• _Brief_
Repeat the data word for word. Do not include the pictures.

• _Input data_
-- -- --
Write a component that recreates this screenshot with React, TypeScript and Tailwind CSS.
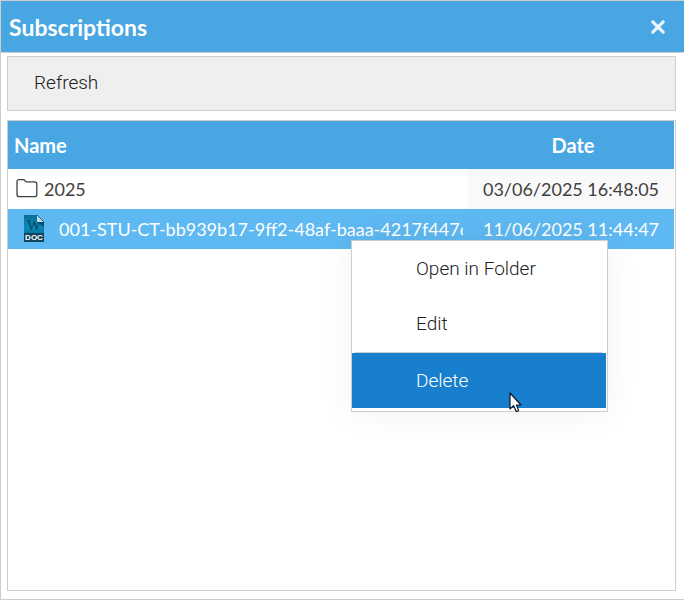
import type { ReactNode } from "react";

function CloseIcon() {
  return (
    <svg width="16" height="16" viewBox="0 0 16 16" aria-hidden="true">
      <path d="M2.8 2.8 L13.2 13.2 M13.2 2.8 L2.8 13.2" stroke="#e9f4fc" strokeWidth="3.2" strokeLinecap="round" />
    </svg>
  );
}

function FolderIcon() {
  return (
    <svg className="shrink-0" width="22" height="20" viewBox="0 0 22 20" fill="none" aria-hidden="true">
      <path
        d="M1 2.5 C1 1.2 1.6 .7 3 .7 H7.2 C8.2 .7 8.6 1 9 1.6 L9.6 2.4 C9.8 2.7 10 2.9 10.6 2.9 H18.5 C20 2.9 20.8 3.8 20.8 5.3 V15.5 C20.8 17 20 17.7 18.5 17.7 H3.2 C1.7 17.7 1 17 1 15.5 Z"
        stroke="#404040"
        strokeWidth="1.3"
      />
    </svg>
  );
}

function DocIcon() {
  return (
    <svg className="shrink-0" width="20" height="28" viewBox="0 0 20 28" aria-hidden="true">
      <defs>
        <linearGradient id="page" x1="0" y1="0" x2="0" y2="1">
          <stop offset="0" stopColor="#0a6f98" />
          <stop offset="0.45" stopColor="#0989b8" />
          <stop offset="0.7" stopColor="#0775a0" />
          <stop offset="1" stopColor="#0c4359" />
        </linearGradient>
      </defs>
      <path d="M0 0 H13 L20 7 V27 H0 Z" fill="url(#page)" />
      <path d="M13 7 H20 V12 Z" fill="#07506d" />
      <text x="10" y="15" textAnchor="middle" fontFamily="Liberation Serif, serif" fontWeight="400" fontSize="15" fill="#07445e">
        W
      </text>
      <path d="M13 0 L20 7 H14 Q13 7 13 6 Z" fill="#c9dde6" />
      <path d="M13 0 L20 7" stroke="#245e78" strokeWidth="1" />
      <rect y="18" width="20" height="9" fill="#11465a" />
      <text x="10" y="25" textAnchor="middle" fontFamily="Liberation Sans, sans-serif" fontWeight="700" fontSize="8" fill="#fff">
        DOC
      </text>
    </svg>
  );
}

function Pointer() {
  return (
    <svg className="pointer-events-none absolute top-[151px] left-[157px]" width="13" height="21" viewBox="0 0 13 21" aria-hidden="true">
      <path
        d="M1 1 V17 L4.6 13.6 L7 19 Q8 20 9.6 18.6 L7.5 13 H12 Z"
        fill="#fff"
        stroke="#101428"
        strokeWidth="1.2"
        strokeLinejoin="round"
      />
    </svg>
  );
}

function MenuItem({ children, active = false }: { children: ReactNode; active?: boolean }) {
  return (
    <button
      type="button"
      role="menuitem"
      className={
        active
          ? "block h-[55px] w-full bg-[#177fcd] pl-16 text-left text-white"
          : "block h-[55px] w-full pl-16 text-left text-[#222]"
      }
    >
      {children}
    </button>
  );
}

export default function App() {
  return (
    <main className="relative flex min-h-screen flex-col overflow-hidden border-y border-l border-[#cdcdcd] bg-white font-['Lato',sans-serif] text-[18px] leading-6">
      <header className="flex h-[52px] items-center justify-between border-b border-[#cdcdcd] bg-[#48a6e3] pr-[18px] pl-2 text-white">
        <h1 className="text-[23px] font-bold">Subscriptions</h1>
        <button type="button" aria-label="Close">
          <CloseIcon />
        </button>
      </header>

      <div className="flex flex-1 flex-col gap-[9px] pt-[3px] pr-2 pb-2 pl-1.5">
        <div className="flex h-[55px] border border-[#cdcdcd] bg-[#efefef] font-['Roboto',sans-serif] text-[19px] font-light">
          <button type="button" className="px-[26px] pb-0.5 text-[#222]">
            Refresh
          </button>
        </div>

        <div className="flex-1 border border-[#cdcdcd] pr-px">
          <table className="w-full table-fixed border-collapse">
            <thead>
              <tr className="h-12 bg-[#48a6e3] text-[20px] text-white">
                <th className="px-1.5 text-left font-bold">Name</th>
                <th className="w-[206px] pl-1 text-center font-bold">Date</th>
              </tr>
            </thead>
            <tbody>
              <tr className="h-10 text-[#404040]">
                <td className="pr-1 pl-2">
                  <div className="flex items-center gap-1.5">
                    <FolderIcon />
                    <span>2025</span>
                  </div>
                </td>
                <td className="bg-[#f9f9f9] text-center whitespace-nowrap">03/06/2025 16:48:05</td>
              </tr>
              <tr className="h-10 bg-[#5eb8f1] text-white">
                <td className="pr-[5px] pl-4">
                  <div className="flex items-center gap-[15px] overflow-hidden">
                    <DocIcon />
                    <span className="min-w-0 overflow-hidden whitespace-nowrap">
                      001-STU-CT-bb939b17-9ff2-48af-baaa-4217f447c
                    </span>
                  </div>
                </td>
                <td className="text-center whitespace-nowrap">11/06/2025 11:44:47</td>
              </tr>
            </tbody>
          </table>
        </div>
      </div>

      <div
        role="menu"
        className="absolute top-[239px] left-[350px] w-[257px] border border-[#cdcdcd] bg-white pr-px pb-[3px] font-['Roboto',sans-serif] text-[19px] font-light shadow-[0_0_32px_rgba(0,0,0,0.06)]"
      >
        <MenuItem>Open in Folder</MenuItem>
        <MenuItem>Edit</MenuItem>
        <hr className="mt-px mr-1 ml-[3px] border-[#cdcdcd]" />
        <MenuItem active>Delete</MenuItem>
        <Pointer />
      </div>
    </main>
  );
}
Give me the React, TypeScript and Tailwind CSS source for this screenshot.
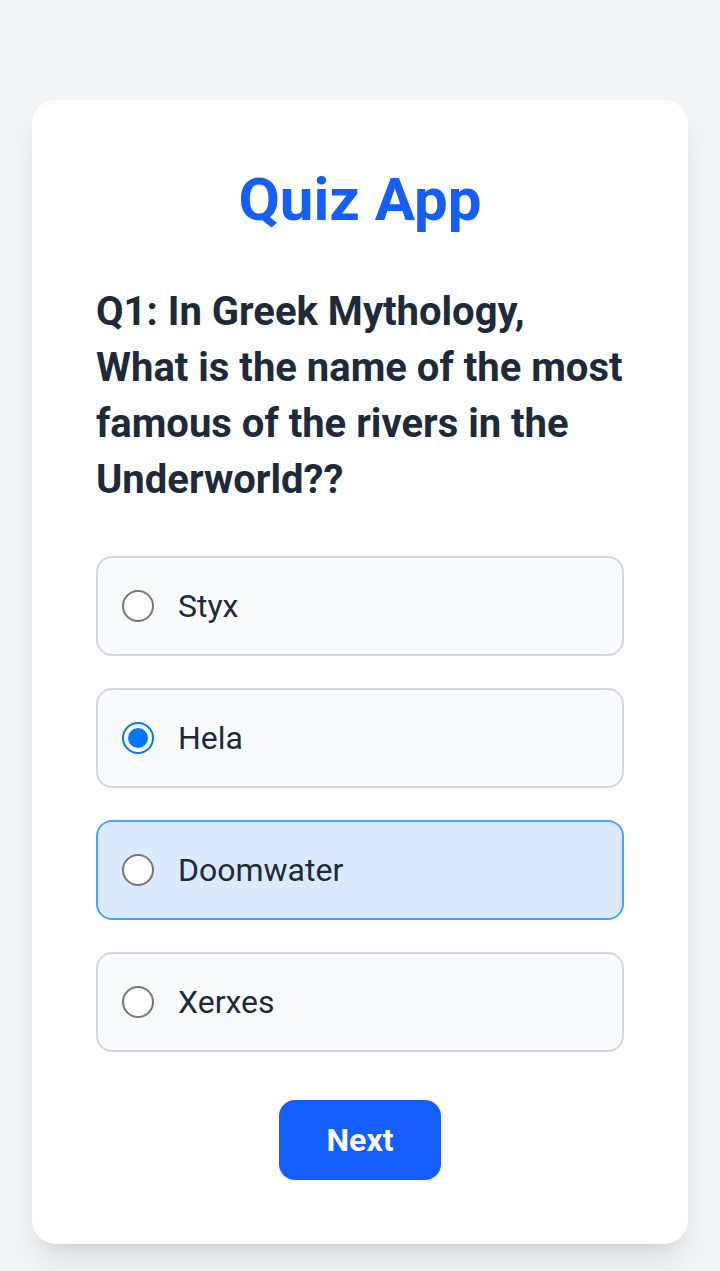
import { useState } from "react";

const options = ["Styx", "Hela", "Doomwater", "Xerxes"];

export default function App() {
  const [selected, setSelected] = useState("Hela");
  const highlighted = "Doomwater";

  return (
    <main className="flex min-h-screen flex-col bg-gray-100 px-8 pt-[100px] pb-[27px] font-[Roboto,sans-serif]">
      <section className="w-full rounded-3xl bg-white p-16 shadow-[0_20px_30px_-6px_rgb(0_0_0/0.1),0_8px_12px_-8px_rgb(0_0_0/0.1)]">
        <h1 className="mb-12 text-center text-[60px] leading-[72px] font-bold text-blue-600">
          Quiz App
        </h1>
        <form onSubmit={(event) => event.preventDefault()}>
          <h2 id="question" className="mb-12 text-[40px] leading-[56px] font-bold text-gray-800">
            Q1: In Greek Mythology, What is the name of the most famous of the rivers in the Underworld??
          </h2>
          <div role="radiogroup" aria-labelledby="question" className="flex flex-col gap-8">
            {options.map((option) => (
              <label
                key={option}
                className={
                  option === highlighted
                    ? "flex cursor-pointer items-center gap-6 rounded-2xl border-2 border-blue-400 bg-blue-100 p-6"
                    : "flex cursor-pointer items-center gap-6 rounded-2xl border-2 border-gray-300 bg-gray-50 p-6"
                }
              >
                <input
                  type="radio"
                  name="answer"
                  value={option}
                  checked={selected === option}
                  onChange={() => setSelected(option)}
                  className="grid size-8 shrink-0 appearance-none place-items-center rounded-full border-2 border-[#767676] bg-white before:size-5 before:rounded-full checked:border-[#0075ff] checked:before:bg-[#0075ff]"
                />
                <span className="text-[32px] leading-[48px] text-gray-800">{option}</span>
              </label>
            ))}
          </div>
          <div className="mt-12 flex justify-center">
            <button type="submit" className="rounded-2xl bg-blue-600 px-12 py-4 text-[32px] leading-[48px] font-bold text-white">
              Next
            </button>
          </div>
        </form>
      </section>
    </main>
  );
}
-- -- --
• _Answer to this task_
Write a component that recreates this screenshot with React, TypeScript and Tailwind CSS.
import type { ReactNode } from "react";

function CloseIcon() {
  return (
    <svg width="16" height="16" viewBox="0 0 16 16" aria-hidden="true">
      <path d="M2.8 2.8 L13.2 13.2 M13.2 2.8 L2.8 13.2" stroke="#e9f4fc" strokeWidth="3.2" strokeLinecap="round" />
    </svg>
  );
}

function FolderIcon() {
  return (
    <svg className="shrink-0" width="22" height="20" viewBox="0 0 22 20" fill="none" aria-hidden="true">
      <path
        d="M1 2.5 C1 1.2 1.6 .7 3 .7 H7.2 C8.2 .7 8.6 1 9 1.6 L9.6 2.4 C9.8 2.7 10 2.9 10.6 2.9 H18.5 C20 2.9 20.8 3.8 20.8 5.3 V15.5 C20.8 17 20 17.7 18.5 17.7 H3.2 C1.7 17.7 1 17 1 15.5 Z"
        stroke="#404040"
        strokeWidth="1.3"
      />
    </svg>
  );
}

function DocIcon() {
  return (
    <svg className="shrink-0" width="20" height="28" viewBox="0 0 20 28" aria-hidden="true">
      <defs>
        <linearGradient id="page" x1="0" y1="0" x2="0" y2="1">
          <stop offset="0" stopColor="#0a6f98" />
          <stop offset="0.45" stopColor="#0989b8" />
          <stop offset="0.7" stopColor="#0775a0" />
          <stop offset="1" stopColor="#0c4359" />
        </linearGradient>
      </defs>
      <path d="M0 0 H13 L20 7 V27 H0 Z" fill="url(#page)" />
      <path d="M13 7 H20 V12 Z" fill="#07506d" />
      <text x="10" y="15" textAnchor="middle" fontFamily="Liberation Serif, serif" fontWeight="400" fontSize="15" fill="#07445e">
        W
      </text>
      <path d="M13 0 L20 7 H14 Q13 7 13 6 Z" fill="#c9dde6" />
      <path d="M13 0 L20 7" stroke="#245e78" strokeWidth="1" />
      <rect y="18" width="20" height="9" fill="#11465a" />
      <text x="10" y="25" textAnchor="middle" fontFamily="Liberation Sans, sans-serif" fontWeight="700" fontSize="8" fill="#fff">
        DOC
      </text>
    </svg>
  );
}

function Pointer() {
  return (
    <svg className="pointer-events-none absolute top-[151px] left-[157px]" width="13" height="21" viewBox="0 0 13 21" aria-hidden="true">
      <path
        d="M1 1 V17 L4.6 13.6 L7 19 Q8 20 9.6 18.6 L7.5 13 H12 Z"
        fill="#fff"
        stroke="#101428"
        strokeWidth="1.2"
        strokeLinejoin="round"
      />
    </svg>
  );
}

function MenuItem({ children, active = false }: { children: ReactNode; active?: boolean }) {
  return (
    <button
      type="button"
      role="menuitem"
      className={
        active
          ? "block h-[55px] w-full bg-[#177fcd] pl-16 text-left text-white"
          : "block h-[55px] w-full pl-16 text-left text-[#222]"
      }
    >
      {children}
    </button>
  );
}

export default function App() {
  return (
    <main className="relative flex min-h-screen flex-col overflow-hidden border-y border-l border-[#cdcdcd] bg-white font-['Lato',sans-serif] text-[18px] leading-6">
      <header className="flex h-[52px] items-center justify-between border-b border-[#cdcdcd] bg-[#48a6e3] pr-[18px] pl-2 text-white">
        <h1 className="text-[23px] font-bold">Subscriptions</h1>
        <button type="button" aria-label="Close">
          <CloseIcon />
        </button>
      </header>

      <div className="flex flex-1 flex-col gap-[9px] pt-[3px] pr-2 pb-2 pl-1.5">
        <div className="flex h-[55px] border border-[#cdcdcd] bg-[#efefef] font-['Roboto',sans-serif] text-[19px] font-light">
          <button type="button" className="px-[26px] pb-0.5 text-[#222]">
            Refresh
          </button>
        </div>

        <div className="flex-1 border border-[#cdcdcd] pr-px">
          <table className="w-full table-fixed border-collapse">
            <thead>
              <tr className="h-12 bg-[#48a6e3] text-[20px] text-white">
                <th className="px-1.5 text-left font-bold">Name</th>
                <th className="w-[206px] pl-1 text-center font-bold">Date</th>
              </tr>
            </thead>
            <tbody>
              <tr className="h-10 text-[#404040]">
                <td className="pr-1 pl-2">
                  <div className="flex items-center gap-1.5">
                    <FolderIcon />
                    <span>2025</span>
                  </div>
                </td>
                <td className="bg-[#f9f9f9] text-center whitespace-nowrap">03/06/2025 16:48:05</td>
              </tr>
              <tr className="h-10 bg-[#5eb8f1] text-white">
                <td className="pr-[5px] pl-4">
                  <div className="flex items-center gap-[15px] overflow-hidden">
                    <DocIcon />
                    <span className="min-w-0 overflow-hidden whitespace-nowrap">
                      001-STU-CT-bb939b17-9ff2-48af-baaa-4217f447c
                    </span>
                  </div>
                </td>
                <td className="text-center whitespace-nowrap">11/06/2025 11:44:47</td>
              </tr>
            </tbody>
          </table>
        </div>
      </div>

      <div
        role="menu"
        className="absolute top-[239px] left-[350px] w-[257px] border border-[#cdcdcd] bg-white pr-px pb-[3px] font-['Roboto',sans-serif] text-[19px] font-light shadow-[0_0_32px_rgba(0,0,0,0.06)]"
      >
        <MenuItem>Open in Folder</MenuItem>
        <MenuItem>Edit</MenuItem>
        <hr className="mt-px mr-1 ml-[3px] border-[#cdcdcd]" />
        <MenuItem active>Delete</MenuItem>
        <Pointer />
      </div>
    </main>
  );
}
Give me the React, TypeScript and Tailwind CSS source for this screenshot.
import { useState } from "react";

const options = ["Styx", "Hela", "Doomwater", "Xerxes"];

export default function App() {
  const [selected, setSelected] = useState("Hela");
  const highlighted = "Doomwater";

  return (
    <main className="flex min-h-screen flex-col bg-gray-100 px-8 pt-[100px] pb-[27px] font-[Roboto,sans-serif]">
      <section className="w-full rounded-3xl bg-white p-16 shadow-[0_20px_30px_-6px_rgb(0_0_0/0.1),0_8px_12px_-8px_rgb(0_0_0/0.1)]">
        <h1 className="mb-12 text-center text-[60px] leading-[72px] font-bold text-blue-600">
          Quiz App
        </h1>
        <form onSubmit={(event) => event.preventDefault()}>
          <h2 id="question" className="mb-12 text-[40px] leading-[56px] font-bold text-gray-800">
            Q1: In Greek Mythology, What is the name of the most famous of the rivers in the Underworld??
          </h2>
          <div role="radiogroup" aria-labelledby="question" className="flex flex-col gap-8">
            {options.map((option) => (
              <label
                key={option}
                className={
                  option === highlighted
                    ? "flex cursor-pointer items-center gap-6 rounded-2xl border-2 border-blue-400 bg-blue-100 p-6"
                    : "flex cursor-pointer items-center gap-6 rounded-2xl border-2 border-gray-300 bg-gray-50 p-6"
                }
              >
                <input
                  type="radio"
                  name="answer"
                  value={option}
                  checked={selected === option}
                  onChange={() => setSelected(option)}
                  className="grid size-8 shrink-0 appearance-none place-items-center rounded-full border-2 border-[#767676] bg-white before:size-5 before:rounded-full checked:border-[#0075ff] checked:before:bg-[#0075ff]"
                />
                <span className="text-[32px] leading-[48px] text-gray-800">{option}</span>
              </label>
            ))}
          </div>
          <div className="mt-12 flex justify-center">
            <button type="submit" className="rounded-2xl bg-blue-600 px-12 py-4 text-[32px] leading-[48px] font-bold text-white">
              Next
            </button>
          </div>
        </form>
      </section>
    </main>
  );
}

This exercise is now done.